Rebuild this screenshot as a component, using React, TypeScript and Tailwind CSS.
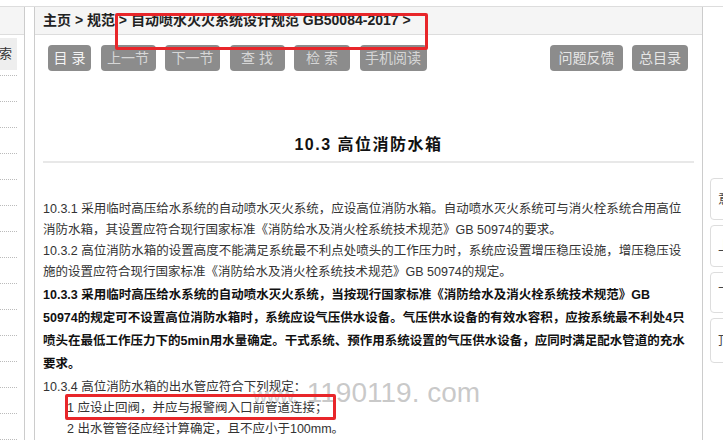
import React from 'react';

const font = 'font-["Liberation_Sans","Noto_Sans_CJK_SC",sans-serif]';

const leftButtons = [
  { label: '目 录', w: 'w-[43px]', bright: true },
  { label: '上一节', w: 'w-[55px]' },
  { label: '下一节', w: 'w-[55px]' },
  { label: '查 找', w: 'w-[55px]' },
  { label: '检 索', w: 'w-[56px]' },
  { label: '手机阅读', w: 'w-[67px]' },
];

const rightButtons = [
  { label: '问题反馈', w: 'w-[73px]' },
  { label: '总目录', w: 'w-[56px]' },
];

const regular = [
  '10.3.1 采用临时高压给水系统的自动喷水灭火系统，应设高位消防水箱。自动喷水灭火系统可与消火栓系统合用高位',
  '消防水箱，其设置应符合现行国家标准《消防给水及消火栓系统技术规范》GB 50974的要求。',
  '10.3.2 高位消防水箱的设置高度不能满足系统最不利点处喷头的工作压力时，系统应设置增压稳压设施，增压稳压设',
  '施的设置应符合现行国家标准《消防给水及消火栓系统技术规范》GB 50974的规定。',
];

const bold = [
  '10.3.3 采用临时高压给水系统的自动喷水灭火系统，当按现行国家标准《消防给水及消火栓系统技术规范》GB',
  '50974的规定可不设置高位消防水箱时，系统应设气压供水设备。气压供水设备的有效水容积，应按系统最不利处4只',
  '喷头在最低工作压力下的5min用水量确定。干式系统、预作用系统设置的气压供水设备，应同时满足配水管道的充水',
  '要求。',
];

const sideRows = Array.from({ length: 14 });

export default function App() {
  return (
    <div className={`relative w-[723px] h-[440px] overflow-hidden bg-white text-[#333] ${font}`}>
      <div className="h-[7px] border-b border-[#ddd]" />
      <div className="flex h-[433px]">
        {/* sidebar */}
        <aside className="w-[25px] border-r border-[#ccc] flex flex-col">
          <div className="h-[28px] bg-[#f5f5f5] border-b border-[#ddd]" />
          <div className="mt-[3px] w-[17px] h-[33px] bg-[#eee] flex items-center justify-end pr-[5px] overflow-hidden whitespace-nowrap text-[13px] text-[#333]">
            检索
          </div>
          <div className="w-[17px] h-[6px] border-b border-dotted border-[#bbb]" />
          {sideRows.map((_, i) => (
            <div key={i} className="w-[17px] h-[26px] shrink-0 border-b border-dotted border-[#bbb]" />
          ))}
        </aside>
        <div className="w-[9px]" />

        {/* main panel */}
        <main className="w-[669px] border-l border-r border-[#ccc] flex flex-col">
          <div className="h-[28px] bg-[#f5f5f5] border-b border-[#ddd] flex items-center pl-[8px] text-[14px] font-bold text-[#222] whitespace-nowrap">
            主页 &gt; 规范 &gt; 自动喷水灭火系统设计规范 GB50084-2017 &gt;
          </div>

          <div className="mt-[10px] flex justify-between pl-[13px] pr-[14px]">
            <div className="flex gap-[9.5px]">
              {leftButtons.map((b) => (
                <div
                  key={b.label}
                  className={`${b.w} h-[26px] rounded-[4px] bg-[#8c8c8c] flex items-center justify-center text-[14px] whitespace-pre ${
                    b.bright ? 'text-[#f4f4f4]' : 'text-[#d6d6d6]'
                  }`}
                >
                  {b.label}
                </div>
              ))}
            </div>
            <div className="flex gap-[9px]">
              {rightButtons.map((b) => (
                <div
                  key={b.label}
                  className={`${b.w} h-[26px] rounded-[4px] bg-[#8c8c8c] flex items-center justify-center text-[14px] text-[#e6e6e6]`}
                >
                  {b.label}
                </div>
              ))}
            </div>
          </div>

          <h1 className="mt-[64px] h-[20px] leading-[20px] text-center text-[16px] font-bold tracking-[1.5px] text-[#111]">
            10.3 高位消防水箱
          </h1>
          <div className="mt-[6px] mx-[8px] h-[2px] bg-[#e8e8e8]" />

          <div className="mt-[36px] px-[8px] text-[12.5px] whitespace-nowrap">
            {regular.map((l) => (
              <div key={l} className="h-[21px] leading-[21px] text-[#333]">
                {l}
              </div>
            ))}
            <div className="mt-[1px] font-bold text-[#111]">
              {bold.map((l) => (
                <div key={l} className="h-[23px] leading-[23px]">
                  {l}
                </div>
              ))}
            </div>
            <div className="text-[#333]">
              <div className="h-[21px] leading-[21px] mt-[1px]">10.3.4 高位消防水箱的出水管应符合下列规定：</div>
              <div className="h-[21px] leading-[21px] pl-[24px]">1 应设止回阀，并应与报警阀入口前管道连接；</div>
              <div className="h-[21px] leading-[21px] pl-[24px]">2 出水管管径应经计算确定，且不应小于100mm。</div>
            </div>
          </div>
        </main>
      </div>

      {/* floating side tools */}
      <div className="absolute left-[710px] top-[178px] flex flex-col gap-[5px]">
        {[
          { h: 'h-[42px]', c: '意' },
          { h: 'h-[42px]', c: '上' },
          { h: 'h-[41px]', c: '下' },
          { h: 'h-[45px]', c: '顶' },
        ].map((b) => (
          <div
            key={b.c}
            className={`${b.h} w-[24px] bg-white border border-[#ddd] rounded-l-[4px] flex items-center pl-[7px] text-[13px] text-[#444]`}
          >
            {b.c}
          </div>
        ))}
      </div>

      {/* watermark */}
      <div className="absolute left-[253px] top-[372px] flex items-baseline whitespace-nowrap pointer-events-none select-none">
        <span className="text-[20px] text-[#c4c4c4]/80 tracking-[-1px] mr-[10px]">www.</span>
        <span className="text-[28px] text-[#c0c0c0]/85">1190119. com</span>
      </div>

      {/* red annotations */}
      <div className="absolute left-[115px] top-[13px] w-[313px] h-[37px] border-[3px] border-[#e8262a] rounded-[2px]" />
      <div className="absolute left-[65px] top-[394px] w-[271px] h-[26px] border-[3px] border-[#e8262a] rounded-[2px]" />
    </div>
  );
}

» **STATED PROBLEM**
Except for the pictures, give all the material above again verbatim.

» **EXERCISE RESPONSE**
Rebuild this screenshot as a component, using React, TypeScript and Tailwind CSS.
import React from 'react';

const font = 'font-["Liberation_Sans","Noto_Sans_CJK_SC",sans-serif]';

const leftButtons = [
  { label: '目 录', w: 'w-[43px]', bright: true },
  { label: '上一节', w: 'w-[55px]' },
  { label: '下一节', w: 'w-[55px]' },
  { label: '查 找', w: 'w-[55px]' },
  { label: '检 索', w: 'w-[56px]' },
  { label: '手机阅读', w: 'w-[67px]' },
];

const rightButtons = [
  { label: '问题反馈', w: 'w-[73px]' },
  { label: '总目录', w: 'w-[56px]' },
];

const regular = [
  '10.3.1 采用临时高压给水系统的自动喷水灭火系统，应设高位消防水箱。自动喷水灭火系统可与消火栓系统合用高位',
  '消防水箱，其设置应符合现行国家标准《消防给水及消火栓系统技术规范》GB 50974的要求。',
  '10.3.2 高位消防水箱的设置高度不能满足系统最不利点处喷头的工作压力时，系统应设置增压稳压设施，增压稳压设',
  '施的设置应符合现行国家标准《消防给水及消火栓系统技术规范》GB 50974的规定。',
];

const bold = [
  '10.3.3 采用临时高压给水系统的自动喷水灭火系统，当按现行国家标准《消防给水及消火栓系统技术规范》GB',
  '50974的规定可不设置高位消防水箱时，系统应设气压供水设备。气压供水设备的有效水容积，应按系统最不利处4只',
  '喷头在最低工作压力下的5min用水量确定。干式系统、预作用系统设置的气压供水设备，应同时满足配水管道的充水',
  '要求。',
];

const sideRows = Array.from({ length: 14 });

export default function App() {
  return (
    <div className={`relative w-[723px] h-[440px] overflow-hidden bg-white text-[#333] ${font}`}>
      <div className="h-[7px] border-b border-[#ddd]" />
      <div className="flex h-[433px]">
        {/* sidebar */}
        <aside className="w-[25px] border-r border-[#ccc] flex flex-col">
          <div className="h-[28px] bg-[#f5f5f5] border-b border-[#ddd]" />
          <div className="mt-[3px] w-[17px] h-[33px] bg-[#eee] flex items-center justify-end pr-[5px] overflow-hidden whitespace-nowrap text-[13px] text-[#333]">
            检索
          </div>
          <div className="w-[17px] h-[6px] border-b border-dotted border-[#bbb]" />
          {sideRows.map((_, i) => (
            <div key={i} className="w-[17px] h-[26px] shrink-0 border-b border-dotted border-[#bbb]" />
          ))}
        </aside>
        <div className="w-[9px]" />

        {/* main panel */}
        <main className="w-[669px] border-l border-r border-[#ccc] flex flex-col">
          <div className="h-[28px] bg-[#f5f5f5] border-b border-[#ddd] flex items-center pl-[8px] text-[14px] font-bold text-[#222] whitespace-nowrap">
            主页 &gt; 规范 &gt; 自动喷水灭火系统设计规范 GB50084-2017 &gt;
          </div>

          <div className="mt-[10px] flex justify-between pl-[13px] pr-[14px]">
            <div className="flex gap-[9.5px]">
              {leftButtons.map((b) => (
                <div
                  key={b.label}
                  className={`${b.w} h-[26px] rounded-[4px] bg-[#8c8c8c] flex items-center justify-center text-[14px] whitespace-pre ${
                    b.bright ? 'text-[#f4f4f4]' : 'text-[#d6d6d6]'
                  }`}
                >
                  {b.label}
                </div>
              ))}
            </div>
            <div className="flex gap-[9px]">
              {rightButtons.map((b) => (
                <div
                  key={b.label}
                  className={`${b.w} h-[26px] rounded-[4px] bg-[#8c8c8c] flex items-center justify-center text-[14px] text-[#e6e6e6]`}
                >
                  {b.label}
                </div>
              ))}
            </div>
          </div>

          <h1 className="mt-[64px] h-[20px] leading-[20px] text-center text-[16px] font-bold tracking-[1.5px] text-[#111]">
            10.3 高位消防水箱
          </h1>
          <div className="mt-[6px] mx-[8px] h-[2px] bg-[#e8e8e8]" />

          <div className="mt-[36px] px-[8px] text-[12.5px] whitespace-nowrap">
            {regular.map((l) => (
              <div key={l} className="h-[21px] leading-[21px] text-[#333]">
                {l}
              </div>
            ))}
            <div className="mt-[1px] font-bold text-[#111]">
              {bold.map((l) => (
                <div key={l} className="h-[23px] leading-[23px]">
                  {l}
                </div>
              ))}
            </div>
            <div className="text-[#333]">
              <div className="h-[21px] leading-[21px] mt-[1px]">10.3.4 高位消防水箱的出水管应符合下列规定：</div>
              <div className="h-[21px] leading-[21px] pl-[24px]">1 应设止回阀，并应与报警阀入口前管道连接；</div>
              <div className="h-[21px] leading-[21px] pl-[24px]">2 出水管管径应经计算确定，且不应小于100mm。</div>
            </div>
          </div>
        </main>
      </div>

      {/* floating side tools */}
      <div className="absolute left-[710px] top-[178px] flex flex-col gap-[5px]">
        {[
          { h: 'h-[42px]', c: '意' },
          { h: 'h-[42px]', c: '上' },
          { h: 'h-[41px]', c: '下' },
          { h: 'h-[45px]', c: '顶' },
        ].map((b) => (
          <div
            key={b.c}
            className={`${b.h} w-[24px] bg-white border border-[#ddd] rounded-l-[4px] flex items-center pl-[7px] text-[13px] text-[#444]`}
          >
            {b.c}
          </div>
        ))}
      </div>

      {/* watermark */}
      <div className="absolute left-[253px] top-[372px] flex items-baseline whitespace-nowrap pointer-events-none select-none">
        <span className="text-[20px] text-[#c4c4c4]/80 tracking-[-1px] mr-[10px]">www.</span>
        <span className="text-[28px] text-[#c0c0c0]/85">1190119. com</span>
      </div>

      {/* red annotations */}
      <div className="absolute left-[115px] top-[13px] w-[313px] h-[37px] border-[3px] border-[#e8262a] rounded-[2px]" />
      <div className="absolute left-[65px] top-[394px] w-[271px] h-[26px] border-[3px] border-[#e8262a] rounded-[2px]" />
    </div>
  );
}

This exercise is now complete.